L’engagement caractérise aussi l’Amonasro de Franck Ferrari. Il s’accompagne d’une insolente projection et d’une forte présence scénique. Dans ces conditions, les imprécations du duo du troisième acte prennent le pas sur l’imploration de « Ma tu, Re, tu signore possente ». La figure du père cruel et impitoyable s’impose, écrasante.

A côté, Alexander Vinogradov fait moindre impression. Sa jeunesse altère le portrait de Ramfis quand elle servait, il y a un peu moins d’un an, celui de Basilio du Barbier de Séville. La beauté et la franchise du timbre n’y peuvent rien, il faut au grand prêtre de Ptah, à défaut de férocité, une inquiétante autorité qui est le privilège d’un certain âge.

Reste le chef, Marco Balderi.
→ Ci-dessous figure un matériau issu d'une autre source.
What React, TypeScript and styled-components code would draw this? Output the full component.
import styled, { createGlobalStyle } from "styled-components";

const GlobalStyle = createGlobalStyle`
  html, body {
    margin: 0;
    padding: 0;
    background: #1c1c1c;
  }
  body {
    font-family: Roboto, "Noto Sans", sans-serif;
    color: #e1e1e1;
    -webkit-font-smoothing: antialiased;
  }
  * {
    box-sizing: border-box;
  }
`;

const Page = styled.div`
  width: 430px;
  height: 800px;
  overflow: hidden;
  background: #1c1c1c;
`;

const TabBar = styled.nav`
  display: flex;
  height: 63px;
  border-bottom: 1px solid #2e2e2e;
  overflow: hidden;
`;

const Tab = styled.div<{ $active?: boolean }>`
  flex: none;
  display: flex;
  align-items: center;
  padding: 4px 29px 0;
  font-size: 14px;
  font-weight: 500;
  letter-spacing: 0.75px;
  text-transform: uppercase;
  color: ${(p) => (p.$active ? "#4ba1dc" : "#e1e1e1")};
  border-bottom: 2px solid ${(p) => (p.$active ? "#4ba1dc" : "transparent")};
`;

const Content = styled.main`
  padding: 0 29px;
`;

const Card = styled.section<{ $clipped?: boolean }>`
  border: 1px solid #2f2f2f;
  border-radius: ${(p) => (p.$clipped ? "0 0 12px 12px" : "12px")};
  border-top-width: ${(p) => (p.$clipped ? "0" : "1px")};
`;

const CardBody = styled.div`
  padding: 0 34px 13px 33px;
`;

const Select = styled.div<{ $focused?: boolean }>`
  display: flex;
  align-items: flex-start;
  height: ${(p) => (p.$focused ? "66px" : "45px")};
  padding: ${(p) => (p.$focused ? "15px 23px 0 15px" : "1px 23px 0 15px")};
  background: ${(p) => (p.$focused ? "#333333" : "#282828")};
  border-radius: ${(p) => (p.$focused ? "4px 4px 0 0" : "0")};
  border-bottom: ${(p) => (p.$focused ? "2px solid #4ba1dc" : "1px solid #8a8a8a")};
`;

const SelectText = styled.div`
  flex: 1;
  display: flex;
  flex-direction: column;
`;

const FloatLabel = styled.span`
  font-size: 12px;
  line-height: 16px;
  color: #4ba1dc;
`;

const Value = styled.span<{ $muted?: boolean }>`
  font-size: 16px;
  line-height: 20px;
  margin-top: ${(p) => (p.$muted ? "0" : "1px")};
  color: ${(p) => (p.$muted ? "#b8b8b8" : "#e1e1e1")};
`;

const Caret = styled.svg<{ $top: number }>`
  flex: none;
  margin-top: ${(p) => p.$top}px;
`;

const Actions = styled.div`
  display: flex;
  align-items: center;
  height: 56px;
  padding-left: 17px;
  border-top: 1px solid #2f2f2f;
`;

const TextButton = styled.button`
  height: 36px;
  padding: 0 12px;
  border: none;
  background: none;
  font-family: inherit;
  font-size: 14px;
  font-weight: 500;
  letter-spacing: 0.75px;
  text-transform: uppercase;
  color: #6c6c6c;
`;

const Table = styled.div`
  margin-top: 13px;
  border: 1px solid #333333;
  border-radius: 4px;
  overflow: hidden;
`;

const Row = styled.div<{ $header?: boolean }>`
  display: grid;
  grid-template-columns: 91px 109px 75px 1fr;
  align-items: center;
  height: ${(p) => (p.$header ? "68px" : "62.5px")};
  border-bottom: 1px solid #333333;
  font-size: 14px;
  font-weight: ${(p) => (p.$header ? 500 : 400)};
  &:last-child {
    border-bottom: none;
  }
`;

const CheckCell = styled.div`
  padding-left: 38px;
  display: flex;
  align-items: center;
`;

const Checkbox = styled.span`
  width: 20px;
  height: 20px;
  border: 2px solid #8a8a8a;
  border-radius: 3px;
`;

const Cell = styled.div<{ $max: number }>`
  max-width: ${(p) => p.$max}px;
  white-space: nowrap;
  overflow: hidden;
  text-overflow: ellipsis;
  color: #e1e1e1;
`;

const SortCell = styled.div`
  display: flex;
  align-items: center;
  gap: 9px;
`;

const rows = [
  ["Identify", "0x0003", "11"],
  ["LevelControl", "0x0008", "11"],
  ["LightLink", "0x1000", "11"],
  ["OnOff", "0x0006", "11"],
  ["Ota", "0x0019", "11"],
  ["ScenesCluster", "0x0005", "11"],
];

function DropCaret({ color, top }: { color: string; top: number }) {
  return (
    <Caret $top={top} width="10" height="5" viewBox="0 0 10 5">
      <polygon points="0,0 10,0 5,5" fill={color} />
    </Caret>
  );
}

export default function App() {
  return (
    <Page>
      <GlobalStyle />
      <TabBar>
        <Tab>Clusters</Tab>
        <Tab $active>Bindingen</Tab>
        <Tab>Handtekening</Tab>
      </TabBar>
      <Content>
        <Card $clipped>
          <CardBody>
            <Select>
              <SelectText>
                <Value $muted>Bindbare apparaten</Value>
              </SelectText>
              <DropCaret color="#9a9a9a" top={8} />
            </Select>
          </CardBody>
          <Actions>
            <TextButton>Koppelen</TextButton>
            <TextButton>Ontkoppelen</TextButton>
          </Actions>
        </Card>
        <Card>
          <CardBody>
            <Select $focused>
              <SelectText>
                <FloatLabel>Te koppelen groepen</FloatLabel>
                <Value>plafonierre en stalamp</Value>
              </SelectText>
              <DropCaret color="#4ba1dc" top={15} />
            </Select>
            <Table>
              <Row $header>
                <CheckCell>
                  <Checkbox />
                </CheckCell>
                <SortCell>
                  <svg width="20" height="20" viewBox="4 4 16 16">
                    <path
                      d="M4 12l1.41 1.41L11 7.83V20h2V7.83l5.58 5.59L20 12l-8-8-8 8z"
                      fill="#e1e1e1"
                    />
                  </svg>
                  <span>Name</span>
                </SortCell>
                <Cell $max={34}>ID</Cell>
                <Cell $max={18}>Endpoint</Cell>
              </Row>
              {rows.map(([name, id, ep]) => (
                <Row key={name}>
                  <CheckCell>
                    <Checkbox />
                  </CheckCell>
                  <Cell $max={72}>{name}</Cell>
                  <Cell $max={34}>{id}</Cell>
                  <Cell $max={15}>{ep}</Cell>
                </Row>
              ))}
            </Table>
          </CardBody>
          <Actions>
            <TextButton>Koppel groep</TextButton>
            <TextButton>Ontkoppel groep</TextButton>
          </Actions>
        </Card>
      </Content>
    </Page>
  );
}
Sa direction de Madama Butterfly dans le grand hangar de la Bastille en janvier dernier n’avait pas convaincu. L’acoustique de l’Opéra de Bordeaux favorise mieux son propos, analytique avant d’être théâtral au risque de sembler parfois en décalage avec la vision sauvage du metteur en scène. L’énorme triomphe de Radamès met d’ailleurs l’orchestre et les chœurs en péril ; les tableaux intimistes conviennent plus à cette lecture appliquée.

Le public, quant à lui, jette aux orties cent cinquante années de wagnérisme en manifestant son enthousiasme après la plupart des grands airs et ensembles. Bordeaux se départ de sa raideur britannique, lointain héritage d’Aliénor d’Aquitaine, pour renouer avec ses racines méridionales. Qui s’en plaindra ? Les applaudissements galvanisent les chanteurs, les rassurent et les poussent à se surpasser. La soirée n’en est que meilleure. Pour un peu, on se croirait en Italie. La douceur de la température - le thermomètre a dépassé les 20° dans la journée - participe à la confusion. Ce n’est pas la vie douce telle que l’imagine Christian Jacq ; c’est mieux encore : la « dolce vita ».


Christophe Rizoud




Notes


(1) Que la vie est douce à l'ombre des palmes : Dernières Nouvelles d'Egypte de Christian Jacq (XO). Le titre de ce livre est donné à titre indicatif, afin de rendre compréhensible la première et la dernière phrase de cet article. Il ne s’agit pas d’une invitation à sa lecture.